Canti bulgari, nell’austerità dello spazio bianco, arredato da quattro sedie e un tavolo rotondo. In questo ambiente alienante si muovono le modelle della sfilata A/I 2000 di Chalayan. Movimenti lenti che si coniugano con una tensione, forse quasi ansia, crescente culminante nel finale della sfilata dove l’oggetto, prima arredo, diventa abito.
È proprio questo il gioco, abito e abitare, abitare spazi che mutano, abitare posti che ti obbligano a spostarti quando meno te lo aspetti, avere spazi poco solidi pronti ad essere abbandonati. È un dramma umano, il dramma dei rifugiati, della guerra del Kosovo e della spartizione di Cipro che caratterizza tutte la fine del vecchio e l’inizio del nuovo millennio, quel dramma umano che in maniera criptica e mai veramente svelata il designer cipriota mette in scena nella sua collezione Autunno Inverno.
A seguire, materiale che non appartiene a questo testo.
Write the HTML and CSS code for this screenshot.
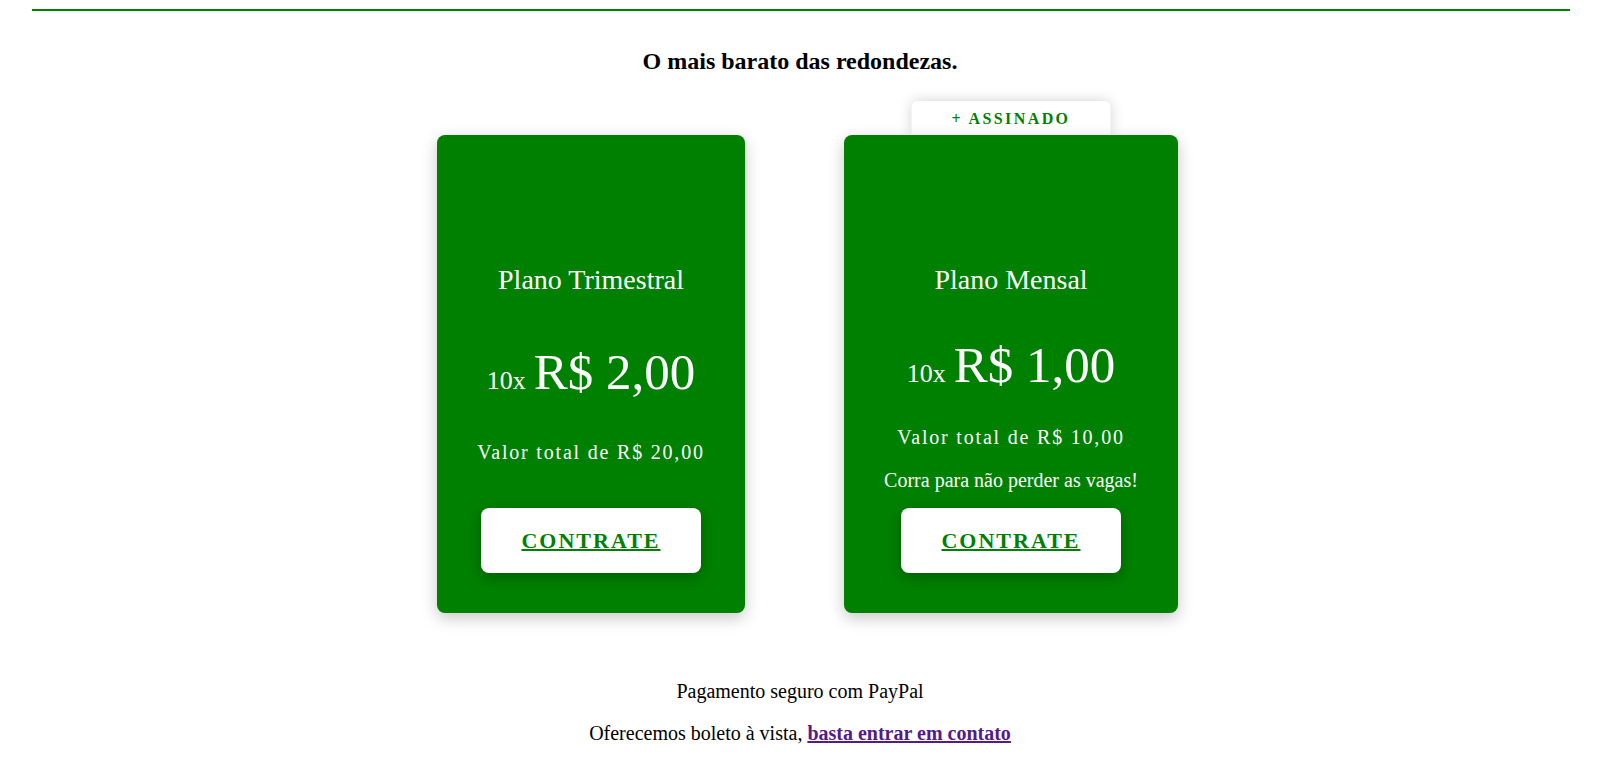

Il climax sarà la trasformazione del tavolo da caffè in una gonna. Quattro modelle stanno in piedi davanti il pubblico contornate da una scenografia scheletrica e lirica. Dalla porta sul fondo, l’uscita finale, un top con rouches dalla tradizione francese (Christian Dior?) e una gonna, con un passo che mette l’accento su ogni movimento, la modella smonta il tavolino, fino ad avvolgersi in questi cerchi di legno e in un applauso condiviso che santifica la sfilata come una delle più impattanti dell’immaginario moda.